Estimates of the unemployment rate run from 25 to 50 percent. And the new government's proclamations that it intends to accelerate privatization raise the specter of increasing unemployment even more.

Milosevic still has the support of a significant minority in Yugoslavia. However, the long-drawn-out confrontation at Milosevic's residence seems to have been more a result of divisions within the new government itself than any opposition from the Stalinist strongman's supporters.

The federal minister of the interior, Zivkovic, blamed the army chief of staff, Nebojsja Pavkovic, for frustrating the initial attempt to arrest Milosevic. He even called Pavkovic's attitude a "mini coup d'etat."

Pavkovic was the chief of the Yugoslav military during Kosovo war in which Milosevic tried to destroy the Albanian people. He would be a prime target in any prosecution of war criminals. He also tried to defend the Milosevic regime up to the last minute by threatening to use the army to repress the opposition.

The new president, Vojislav Kostunica, has had a difficult time explaining to the masses who participated in the Oct. 5 uprising why he has left Pavkovic in charge of the military.

Furthermore, the timing of Milosevic's arrest opened a public rift between the premier, Zoran Djindjic, and Kostunica. It was the latter's campaign for the presidency that rallied a majority of the Serbian population for ousting the Milosevic regime.

One of the main reasons why Kostunica succeeded where other opposition politicians in the past failed was that he clearly differentiated himself from the imperialists, who claimed to be supporting "democratic" change.

Djindjic, on the other hand, has made no bones about appealing for and accepting imperialist support. In general, he is a much more compromised figure.

But in the Yugoslav system, it is the premier who has the real legal power, not the far more popular president.
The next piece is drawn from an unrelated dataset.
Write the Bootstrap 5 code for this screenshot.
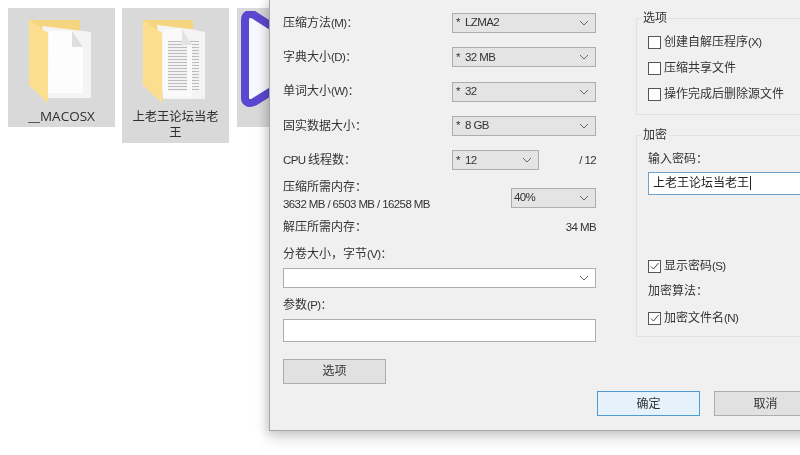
<!DOCTYPE html>
<html lang="zh">
<head>
<meta charset="utf-8">
<title>压缩</title>
<link href="https://cdn.jsdelivr.net/npm/bootstrap@5.3.0/dist/css/bootstrap.min.css" rel="stylesheet">
<style>
html,body{height:100%;overflow:hidden;background:#fff}
body{font-family:"Liberation Sans","Noto Sans CJK SC",sans-serif;font-size:11.5px;letter-spacing:-.6px;color:#333;filter:blur(.35px)}
.cjk{font-size:12px;letter-spacing:0}
.desk{padding:8px;gap:7px;align-items:flex-start}
.fitem{width:107px;background:#d9d9d9;text-align:center;font-size:13.5px;line-height:16px;color:#2f2f2f;padding:3px 8px;flex:none;letter-spacing:0}
.fitem svg{display:block;margin:0 auto}
.fitem.third{margin-left:1px}
.fitem svg.tri{margin-left:-4px}
.fname{margin-top:-1px;font-family:"Open Sans","Noto Sans CJK SC",sans-serif}
.fname.zh{font-size:12.3px;margin-top:0}
.one{height:119px}
.two{height:135px}
.wnd{position:absolute;left:269px;top:-2px;width:620px;height:433px;background:#f0f0f0;border:1px solid #a6a6a6;box-shadow:0 6px 14px rgba(0,0,0,.18),-3px 2px 8px rgba(0,0,0,.10);padding:14px 13px 0}
.lcol{width:313px;flex:none}
.rcol{width:230px;flex:none;margin-left:40px}
.frow{height:20px;margin-bottom:14.3px}
.lbl{width:169px;flex:none;white-space:nowrap}
.sel{height:20px;background:#e4e4e4;border:1px solid #adadad;padding:0 6px 0 3px;color:#333}
.sel svg{flex:none}
.sel.w1{width:144px}
.sel.w2{width:87px}
.sel.w3{width:85px;padding-left:2px;margin-top:7.5px}
.sel.blank{background:#fff;width:100%;margin-top:6px}
.memrow{margin-top:-4px;height:36px}
.memtop{line-height:14px}
.memsub{margin-top:3px;white-space:nowrap;line-height:14px}
.mem2{margin-top:1.5px;line-height:18px}
.cap1{margin-top:10px;line-height:16px}
.cap2{margin-top:9px;line-height:16px}
.field{border:1px solid #e2e2e2;position:relative;padding:0 11px}
.lgd{position:absolute;left:5px;top:-9px;background:#f0f0f0;padding:0 1px;line-height:16px}
.fs1{height:97px;margin-top:5px;padding-top:10px}
.fs2{height:202px;margin-top:20px;padding-top:14px}
.pwcap{line-height:18px}
.chk{height:26px;white-space:nowrap}
.box{width:13px;height:13px;border:1px solid #555;background:#fff;margin-right:3px;flex:none;display:flex}
.pw{height:23px;width:100%;background:#fff;border:1px solid #6da2cf;padding:0 4px;margin-top:4px;font-size:12px;letter-spacing:0;color:#222;line-height:21px}
.caret{border-right:1px solid #222;padding-right:1px}
.plain{height:23px;background:#fff;border:1px solid #adadad;margin-top:6px}
.wbtn{height:25px;width:103px;background:#e1e1e1;border:1px solid #adadad;border-radius:0;padding:0;font-size:12px;letter-spacing:0;color:#333;line-height:1;--bs-btn-hover-bg:#e1e1e1}
.wbtn.pri{background:#e5f1fb;border-color:#4f9bd3}
.btnbar{position:absolute;left:327px;top:392px;gap:14px}
.opt{margin-top:17px;display:block}
.showpw{margin-top:58px}
.algo{margin-top:2.5px;line-height:18px}
.encn{margin-top:6px}
</style>
</head>
<body>
<div class="d-flex desk">
  <div class="fitem one">
    <svg width="91" height="98" viewBox="0 0 91 98">
      <path d="M13 9h51v60H13z" fill="#f5d57f"/>
      <path d="M26 15 59 19 75 21 75 87 32 87z" fill="#f4f4f4"/>
      <path d="M33 20H56L67 36V82H32z" fill="#fdfdfd"/>
      <path d="M56 20V36H67z" fill="#dedede"/>
      <path d="M13 9 32 22V92L13 74z" fill="#fbdf8f"/>
    </svg>
    <div class="fname">__MACOSX</div>
  </div>
  <div class="fitem two">
    <svg width="91" height="98" viewBox="0 0 91 98">
      <defs><pattern id="lines" width="4" height="3" patternUnits="userSpaceOnUse"><rect width="4" height="3" fill="#f2f2f2"/><rect width="4" height="1" fill="#bdbdbd"/></pattern></defs>
      <path d="M13 9h50v60H13z" fill="#f5d57f"/>
      <path d="M27 14 60 18 75 21 75 88 33 88z" fill="#f4f4f4"/>
      <path d="M60 28H69V80H60z" fill="url(#lines)"/>
      <path d="M33 18H52L62 34V86H33z" fill="#fafafa"/>
      <path d="M38 30H57V80H38z" fill="url(#lines)"/>
      <path d="M52 18V34H62z" fill="#e3e3e3"/>
      <path d="M13 9 32 22V92L13 74z" fill="#fbdf8f"/>
    </svg>
    <div class="fname zh">上老王论坛当老王</div>
  </div>
  <div class="fitem one third">
    <svg class="tri" width="91" height="98" viewBox="0 0 91 98">
      <path d="M4 9C4 3 9 2 13 4L82 48 13 91C9 93 4 92 4 87Z" fill="#f8f8ff" stroke="#5c48d0" stroke-width="8" stroke-linejoin="round"/>
    </svg>
  </div>
</div>

<div class="wnd">
  <div class="d-flex">
    <div class="lcol">
      <div class="d-flex align-items-center frow"><span class="lbl"><span class="cjk">压缩方法</span>(M)：</span>
        <div class="sel w1 d-flex align-items-center justify-content-between ms-auto"><span>* &nbsp;LZMA2</span><svg width="10" height="6" viewBox="0 0 10 6"><path d="M1 1l4 4 4-4" fill="none" stroke="#666"/></svg></div></div>
      <div class="d-flex align-items-center frow"><span class="lbl"><span class="cjk">字典大小</span>(D)：</span>
        <div class="sel w1 d-flex align-items-center justify-content-between ms-auto"><span>* &nbsp;32 MB</span><svg width="10" height="6" viewBox="0 0 10 6"><path d="M1 1l4 4 4-4" fill="none" stroke="#666"/></svg></div></div>
      <div class="d-flex align-items-center frow"><span class="lbl"><span class="cjk">单词大小</span>(W)：</span>
        <div class="sel w1 d-flex align-items-center justify-content-between ms-auto"><span>* &nbsp;32</span><svg width="10" height="6" viewBox="0 0 10 6"><path d="M1 1l4 4 4-4" fill="none" stroke="#666"/></svg></div></div>
      <div class="d-flex align-items-center frow"><span class="lbl cjk">固实数据大小：</span>
        <div class="sel w1 d-flex align-items-center justify-content-between ms-auto"><span>* &nbsp;8 GB</span><svg width="10" height="6" viewBox="0 0 10 6"><path d="M1 1l4 4 4-4" fill="none" stroke="#666"/></svg></div></div>
      <div class="d-flex align-items-center frow"><span class="lbl">CPU <span class="cjk">线程数：</span></span>
        <div class="sel w2 d-flex align-items-center justify-content-between"><span>* &nbsp;12</span><svg width="10" height="6" viewBox="0 0 10 6"><path d="M1 1l4 4 4-4" fill="none" stroke="#666"/></svg></div>
        <span class="ms-auto">/ 12</span></div>
      <div class="d-flex align-items-start memrow">
        <div><div class="cjk memtop">压缩所需内存：</div><div class="memsub">3632 MB / 6503 MB / 16258 MB</div></div>
        <div class="sel w3 d-flex align-items-center justify-content-between ms-auto"><span>40%</span><svg width="10" height="6" viewBox="0 0 10 6"><path d="M1 1l4 4 4-4" fill="none" stroke="#666"/></svg></div>
      </div>
      <div class="d-flex align-items-center justify-content-between mem2"><span class="cjk">解压所需内存：</span><span>34 MB</span></div>
      <div class="cap1"><span class="cjk">分卷大小，字节</span>(V)：</div>
      <div class="sel blank d-flex align-items-center justify-content-end"><svg width="10" height="6" viewBox="0 0 10 6"><path d="M1 1l4 4 4-4" fill="none" stroke="#666"/></svg></div>
      <div class="cap2"><span class="cjk">参数</span>(P)：</div>
      <div class="plain"></div>
      <button type="button" class="btn wbtn opt">选项</button>
    </div>
    <div class="rcol">
      <div class="field fs1">
        <span class="lgd cjk">选项</span>
        <div class="d-flex align-items-center chk"><span class="box"></span><span><span class="cjk">创建自解压程序</span>(X)</span></div>
        <div class="d-flex align-items-center chk"><span class="box"></span><span class="cjk">压缩共享文件</span></div>
        <div class="d-flex align-items-center chk"><span class="box"></span><span class="cjk">操作完成后删除源文件</span></div>
      </div>
      <div class="field fs2">
        <span class="lgd cjk">加密</span>
        <div class="cjk pwcap">输入密码：</div>
        <div class="pw"><span class="caret">上老王论坛当老王</span></div>
        <div class="d-flex align-items-center chk showpw"><span class="box"><svg width="11" height="11" viewBox="0 0 11 11"><path d="M2 5.5l2.5 2.5 5-6" fill="none" stroke="#444"/></svg></span><span><span class="cjk">显示密码</span>(S)</span></div>
        <div class="cjk algo">加密算法：</div>
        <div class="d-flex align-items-center chk encn"><span class="box"><svg width="11" height="11" viewBox="0 0 11 11"><path d="M2 5.5l2.5 2.5 5-6" fill="none" stroke="#444"/></svg></span><span><span class="cjk">加密文件名</span>(N)</span></div>
      </div>
    </div>
  </div>
  <div class="d-flex btnbar">
    <button type="button" class="btn wbtn pri">确定</button>
    <button type="button" class="btn wbtn">取消</button>
  </div>
</div>
<script src="https://cdn.jsdelivr.net/npm/bootstrap@5.3.0/dist/js/bootstrap.bundle.min.js"></script>
</body>
</html>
So, it was Djindjic that decided to move against Milosevic in time to meet the U.S. ultimatum. Kostunica was left to squirm in the face of the apparent capitulation to imperialist pressure.

On the other hand, principled radicals among the forces that overthrew the old regime see the arrest of Milosevic as "theater" designed to divert attention from the need to destroy the whole apparatus responsible for the corruption and war crimes associated with the old regime.

The new government has announced that it intends only to try Milosevic for corruption. But it is precisely in Serbia that the war criminals need to be tried and condemned, so that the country can come to terms with the chauvinism that made these crimes possible.

Even after the Serbian regime's defeat in four wars of ethnic cleansing and the overthrow by a mass uprising of the Stalinist boss who presided over them, the legacy of Serbian chauvinism still lies very heavy on the ground. When I was in Yugoslavia in February, I found virtually no literature and very few persons who challenged the nationalist myths fostered by the old regime.

Trying Milosevic in Serbia for corruption alone and then turning him over to an international court dominated by the imperialists can be a diabolic mechanism for avoiding the exposure of what the Milosevic regime represented, including the backhanded support of imperialism for it over most of the time it ruled Yugoslavia.

Despite its appearance of retribution against a criminal, such a procedure would be a betrayal of the masses who rose up in the streets and workplaces of Serbia to overthrow him.